VN: This is as much a character study as it is a visually stunning work, and while it isn't a conventional drama, be it for the "one woman show" Juliette puts on, the rare character interaction, the different use of music and the great detail on lighting, shadows and camera work, it's very compelling. Here, the plot's not the most important thing, Julie's mysterious drama is what we have to deal with. It's a very powerful film, but not something that will satisfy people not open to a non-conventional exploration of human character.

ML: The most memorable sequence in the film is the tight tracking shot of Julie scrapping her knuckles against a stone wall she passes. This is similar to a scene Emmanuelle Riva, who plays Julie's mother in Blue, did for Alain Resnais in his early classic Hiroshima Mon Amour. One of the things I so enjoy about Kieslowski is his integrity. Where "entertainment" would deliver something juvenile like shouting and a dogfight, Kieslowski, like Ingmar Bergman, keeps the focus on the issues the individuals are facing and only goes to an extreme in the rare instance it's necessary to emphasize the level. And while Julie's character may be incredibly destructive, she still follows a code, which keeps things on this personal level rather than taking things out on whoever is in the wrong place at the wrong time like in the "entertainment".
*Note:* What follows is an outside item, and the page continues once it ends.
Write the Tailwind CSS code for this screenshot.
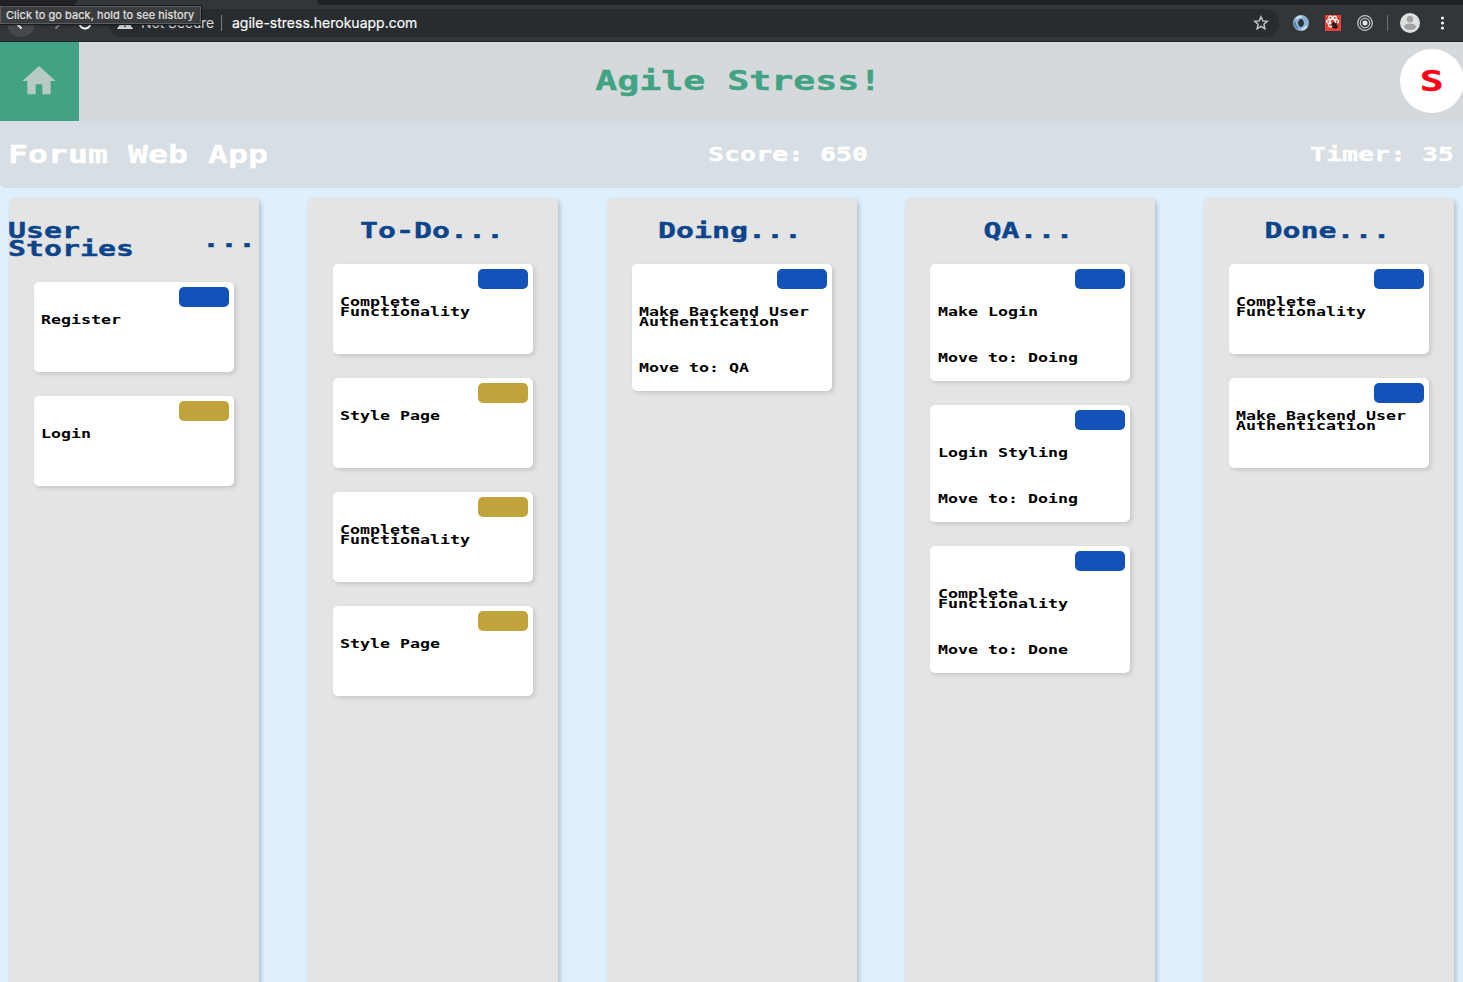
<!DOCTYPE html>
<html lang="en">
<head>
<meta charset="utf-8">
<title>Agile Stress!</title>
<script src="https://cdn.jsdelivr.net/npm/@tailwindcss/browser@4"></script>
</head>
<body class="h-[982px] w-[1463px] overflow-hidden bg-[#def0fd] font-['DejaVu_Sans_Mono',monospace] font-bold">
<div class="flex h-full flex-col">

  <!-- Browser chrome -->
  <div class="relative flex h-[42px] shrink-0 flex-col border-b border-[#25282a] bg-[#323639] font-['Inter',sans-serif] font-normal">
    <div class="flex h-[5px] justify-between">
      <div class="w-[77px] rounded-br-[5px] bg-[#202125]"></div>
      <div class="w-[1146px] rounded-bl-[5px] bg-[#202125]"></div>
    </div>
    <div class="flex flex-1 items-center">
      <div class="ml-[7px] flex size-7 items-center justify-center rounded-full bg-[#45494c]">
        <svg class="size-4" viewBox="0 0 16 16" fill="none" stroke="#f1f3f4" stroke-width="2"><path d="M14 8H3M8.500 2.500L3 8l5.500 5.500"/></svg>
      </div>
      <svg class="ml-[13px] size-4" viewBox="0 0 16 16" fill="none" stroke="#7d8184" stroke-width="2"><path d="M2 8h11M7.500 2.500L13 8l-5.500 5.500"/></svg>
      <svg class="ml-[13px] size-4" viewBox="0 0 16 16" fill="none" stroke="#f1f3f4" stroke-width="2"><path d="M13.500 8A5.500 5.500 0 1 1 11.900 4.100"/><path d="M14 1v5H9z" fill="#f1f3f4" stroke="none"/></svg>
      <div class="ml-[15px] flex h-7 w-[1171px] items-center rounded-full bg-[#282c2f]">
        <svg class="ml-[9px] size-4" viewBox="0 0 16 16" fill="#d5d7d9"><path fill-rule="evenodd" d="M8 1L16 14H0zM7.300 5.500v4h1.400v-4zM7.300 10.800v1.400h1.400v-1.400z"/></svg>
        <span class="ml-2 w-[74px] whitespace-nowrap text-[14px] leading-5 tracking-[-0.1px] text-[#d8dadb]">Not Secure</span>
        <span class="ml-[6px] h-4 w-px bg-[#777a7d]"></span>
        <span class="ml-[10px] whitespace-nowrap text-[14px] leading-5 text-[#f8f9fa] [-webkit-text-stroke:0.2px]">agile-stress.herokuapp.com</span>
        <svg class="mr-[10px] ml-auto size-4" viewBox="0 0 16 16" fill="none" stroke="#c7cacc" stroke-width="1.400"><path d="M8 1.800l1.800 4.100 4.500.4-3.400 3 1 4.400L8 11.400l-3.900 2.300 1-4.400-3.400-3 4.500-.4z"/></svg>
      </div>
      <svg class="ml-[14px] size-4" viewBox="0 0 16 16" fill="none"><circle cx="8" cy="8" r="5.500" stroke="#8db1d2" stroke-width="5"/><path d="M3 4a6.500 6.500 0 0 1 6-2.500M13.500 11a6.500 6.500 0 0 1-5 3.500" stroke="#d0e2f0" stroke-width="2"/><path d="M2 7a6 6 0 0 0 3 6" stroke="#557fa8" stroke-width="2"/><ellipse cx="8" cy="8" rx="2.200" ry="4" fill="#25323d"/></svg>
      <svg class="ml-4 size-4" viewBox="0 0 16 16" fill="none"><path d="M0 0h16v16H0z" fill="#e3443a"/><g stroke="#fff" stroke-width="1.100"><ellipse cx="7.500" cy="6.500" rx="6" ry="2.400"/><ellipse cx="7.500" cy="6.500" rx="6" ry="2.400" transform="rotate(60 7.500 6.500)"/><ellipse cx="7.500" cy="6.500" rx="6" ry="2.400" transform="rotate(120 7.500 6.500)"/></g><ellipse cx="9.500" cy="10.500" rx="2.400" ry="3.400" fill="#2b1715" transform="rotate(-35 9.500 10.500)"/><path d="M6 9l7 3M7 13l5-5M9 7l2 7" stroke="#2b1715"/></svg>
      <svg class="ml-4 size-4" viewBox="0 0 16 16" fill="none" stroke="#c3c5c6" stroke-width="1.300"><circle cx="8" cy="8" r="7.300"/><circle cx="8" cy="8" r="4.700"/><circle cx="8" cy="8" r="2.500" fill="#e4e5e6" stroke="none"/></svg>
      <span class="ml-[14px] h-4 w-px bg-[#6c7073]"></span>
      <svg class="ml-3 size-5" viewBox="0 0 20 20"><circle cx="10" cy="10" r="10" fill="#dedfe0"/><circle cx="10" cy="6.200" r="3.200" fill="#9fa1a3"/><ellipse cx="10" cy="13.800" rx="6" ry="3.200" fill="#9fa1a3"/></svg>
      <svg class="ml-[20px] h-4 w-[5px]" viewBox="0 0 5 16" fill="#f1f3f4"><circle cx="2.500" cy="3" r="1.600"/><circle cx="2.500" cy="8" r="1.600"/><circle cx="2.500" cy="13" r="1.600"/></svg>
    </div>
    <div class="absolute top-[5px] left-0 flex h-5 w-[202px] items-center border border-l-0 border-[#17191a] bg-[#3b3c3e] pl-[6px] whitespace-nowrap shadow-[inset_0_0_0_1px_#5c5d5f,0_1px_2px_#0004] text-[11px] leading-4 tracking-[0.060px] text-[#e2e3e3] [-webkit-text-stroke:0.2px]">Click to go back, hold to see history</div>
  </div>

  <!-- App header -->
  <header class="flex h-[79px] shrink-0 items-center justify-between bg-[#d5d9db]">
    <div class="flex size-[79px] items-center justify-center bg-[#41a284] pr-px pb-[2px]">
      <svg class="size-10" viewBox="0 0 24 24" fill="#b7cbc4"><path d="M10 20v-6h4v6h5v-8h3L12 3 2 12h3v8z"/></svg>
    </div>
    <h1 class="-translate-x-[1px] -translate-y-[1px] scale-x-[1.384] whitespace-nowrap text-[26.400px] leading-[26px] text-[#41a284] [-webkit-text-stroke:0.4px]">Agile Stress!</h1>
    <div class="-mr-px mb-[2px] flex size-16 items-center justify-center rounded-full bg-white">
      <span class="scale-x-[1.384] text-[28.800px] leading-[28px] text-[#ff0015] [-webkit-text-stroke:0.3px]">S</span>
    </div>
  </header>

  <!-- Project bar -->
  <div class="flex h-[67px] shrink-0 items-center justify-between rounded-b-[5px] bg-[#d7dee4] pr-[9px] pl-2 text-white [-webkit-text-stroke:0.3px]">
    <div class="w-[260px]"><h2 class="w-max origin-left scale-x-[1.384] text-[24px] leading-6">Forum Web App</h2></div>
    <div class="w-[160px]"><p class="w-max origin-left -translate-x-[1px] scale-x-[1.384] text-[19.200px] leading-5">Score: 650</p></div>
    <div class="w-[144px]"><p class="w-max origin-left scale-x-[1.384] text-[19.200px] leading-5">Timer: 35</p></div>
  </div>

  <!-- Board -->
  <main class="mt-[10px] flex h-[800px] shrink-0 justify-between px-[9px] text-[12px] leading-[10px] text-black">

    <section class="w-[250px] rounded-[5px] bg-[#e4e4e4] shadow-[2px_2px_4px_#0003]">
      <div class="flex h-[84px] items-center justify-between text-[21.600px] leading-[18px] text-[#0d458c] [-webkit-text-stroke:0.4px]">
        <h3 class="-ml-px origin-left scale-x-[1.384]">User<br>Stories</h3>
        <span class="origin-right -translate-x-[3px] scale-x-[1.384]">...</span>
      </div>
      <div class="flex flex-col items-center gap-6">
        <article class="h-[90px] w-[200px] rounded-[5px] bg-white pt-[5px] pl-[7px] shadow-[2px_2px_4px_#0002]">
          <div class="ml-auto mr-[5px] h-5 w-[50px] rounded-[5px] bg-[#1352b9]"></div>
          <p class="mt-2 w-max origin-left scale-x-[1.384]">Register</p>
        </article>
        <article class="h-[90px] w-[200px] rounded-[5px] bg-white pt-[5px] pl-[7px] shadow-[2px_2px_4px_#0002]">
          <div class="ml-auto mr-[5px] h-5 w-[50px] rounded-[5px] bg-[#c0a33a]"></div>
          <p class="mt-2 w-max origin-left scale-x-[1.384]">Login</p>
        </article>
      </div>
    </section>

    <section class="w-[250px] rounded-[5px] bg-[#e4e4e4] shadow-[2px_2px_4px_#0003]">
      <div class="flex h-[66px] items-center justify-center text-[21.600px] leading-[18px] text-[#0d458c] [-webkit-text-stroke:0.4px]">
        <h3 class="-translate-x-px scale-x-[1.384]">To-Do...</h3>
      </div>
      <div class="flex flex-col items-center gap-6">
        <article class="h-[90px] w-[200px] rounded-[5px] bg-white pt-[5px] pl-[7px] shadow-[2px_2px_4px_#0002]">
          <div class="ml-auto mr-[5px] h-5 w-[50px] rounded-[5px] bg-[#1352b9]"></div>
          <p class="mt-2 w-max origin-left scale-x-[1.384]">Complete<br>Functionality</p>
        </article>
        <article class="h-[90px] w-[200px] rounded-[5px] bg-white pt-[5px] pl-[7px] shadow-[2px_2px_4px_#0002]">
          <div class="ml-auto mr-[5px] h-5 w-[50px] rounded-[5px] bg-[#c0a33a]"></div>
          <p class="mt-2 w-max origin-left scale-x-[1.384]">Style Page</p>
        </article>
        <article class="h-[90px] w-[200px] rounded-[5px] bg-white pt-[5px] pl-[7px] shadow-[2px_2px_4px_#0002]">
          <div class="ml-auto mr-[5px] h-5 w-[50px] rounded-[5px] bg-[#c0a33a]"></div>
          <p class="mt-2 w-max origin-left scale-x-[1.384]">Complete<br>Functionality</p>
        </article>
        <article class="h-[90px] w-[200px] rounded-[5px] bg-white pt-[5px] pl-[7px] shadow-[2px_2px_4px_#0002]">
          <div class="ml-auto mr-[5px] h-5 w-[50px] rounded-[5px] bg-[#c0a33a]"></div>
          <p class="mt-2 w-max origin-left scale-x-[1.384]">Style Page</p>
        </article>
      </div>
    </section>

    <section class="w-[250px] rounded-[5px] bg-[#e4e4e4] shadow-[2px_2px_4px_#0003]">
      <div class="flex h-[66px] items-center justify-center text-[21.600px] leading-[18px] text-[#0d458c] [-webkit-text-stroke:0.4px]">
        <h3 class="-translate-x-px scale-x-[1.384]">Doing...</h3>
      </div>
      <div class="flex flex-col items-center gap-6">
        <article class="w-[200px] rounded-[5px] bg-white pt-[5px] pb-[18px] pl-[7px] shadow-[2px_2px_4px_#0002]">
          <div class="ml-auto mr-[5px] h-5 w-[50px] rounded-[5px] bg-[#1352b9]"></div>
          <p class="mt-[18px] w-max origin-left scale-x-[1.384]">Make Backend User<br>Authentication</p>
          <p class="mt-9 w-max origin-left scale-x-[1.384]">Move to: QA</p>
        </article>
      </div>
    </section>

    <section class="w-[250px] rounded-[5px] bg-[#e4e4e4] shadow-[2px_2px_4px_#0003]">
      <div class="flex h-[66px] items-center justify-center text-[21.600px] leading-[18px] text-[#0d458c] [-webkit-text-stroke:0.4px]">
        <h3 class="-translate-x-[2px] scale-x-[1.384]">QA...</h3>
      </div>
      <div class="flex flex-col items-center gap-6">
        <article class="w-[200px] rounded-[5px] bg-white pt-[5px] pb-[18px] pl-[7.500px] shadow-[2px_2px_4px_#0002]">
          <div class="ml-auto mr-[5px] h-5 w-[50px] rounded-[5px] bg-[#1352b9]"></div>
          <p class="mt-[18px] w-max origin-left scale-x-[1.384]">Make Login</p>
          <p class="mt-9 w-max origin-left scale-x-[1.384]">Move to: Doing</p>
        </article>
        <article class="w-[200px] rounded-[5px] bg-white pt-[5px] pb-[18px] pl-[7.500px] shadow-[2px_2px_4px_#0002]">
          <div class="ml-auto mr-[5px] h-5 w-[50px] rounded-[5px] bg-[#1352b9]"></div>
          <p class="mt-[18px] w-max origin-left scale-x-[1.384]">Login Styling</p>
          <p class="mt-9 w-max origin-left scale-x-[1.384]">Move to: Doing</p>
        </article>
        <article class="w-[200px] rounded-[5px] bg-white pt-[5px] pb-[18px] pl-[7.500px] shadow-[2px_2px_4px_#0002]">
          <div class="ml-auto mr-[5px] h-5 w-[50px] rounded-[5px] bg-[#1352b9]"></div>
          <p class="mt-[18px] w-max origin-left scale-x-[1.384]">Complete<br>Functionality</p>
          <p class="mt-9 w-max origin-left scale-x-[1.384]">Move to: Done</p>
        </article>
      </div>
    </section>

    <section class="w-[250px] rounded-[5px] bg-[#e4e4e4] shadow-[2px_2px_4px_#0003]">
      <div class="flex h-[66px] items-center justify-center text-[21.600px] leading-[18px] text-[#0d458c] [-webkit-text-stroke:0.4px]">
        <h3 class="-translate-x-px scale-x-[1.384]">Done...</h3>
      </div>
      <div class="flex flex-col items-center gap-6">
        <article class="h-[90px] w-[200px] rounded-[5px] bg-white pt-[5px] pl-[7px] shadow-[2px_2px_4px_#0002]">
          <div class="ml-auto mr-[5px] h-5 w-[50px] rounded-[5px] bg-[#1352b9]"></div>
          <p class="mt-2 w-max origin-left scale-x-[1.384]">Complete<br>Functionality</p>
        </article>
        <article class="h-[90px] w-[200px] rounded-[5px] bg-white pt-[5px] pl-[7px] shadow-[2px_2px_4px_#0002]">
          <div class="ml-auto mr-[5px] h-5 w-[50px] rounded-[5px] bg-[#1352b9]"></div>
          <p class="mt-2 w-max origin-left scale-x-[1.384]">Make Backend User<br>Authentication</p>
        </article>
      </div>
    </section>
  </main>
</div>
</body>
</html>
Though not a big spot like the knuckle scraping, I'm more impressed by a couple of more original techniques Kieslowski employs. Normally films fade to black to change scenes, showing the passage of time. Kieslowski, however, comes in and out of the same shot of Julie to signify her remembrance, showing she can't escape her history and live only in the present. In the strip club scene where Kieslowski shows Julie forming a bond with her neighbor, rather than the traditional point counterpoint cutting the scene is done through panning. The two get physically closer to one another as they are bridging their gaps emotionally, obscuring the generic "dancers" that formed the middle background. It might be part of a trilogy, and not even the best part at that, but Blue is a major work in every way.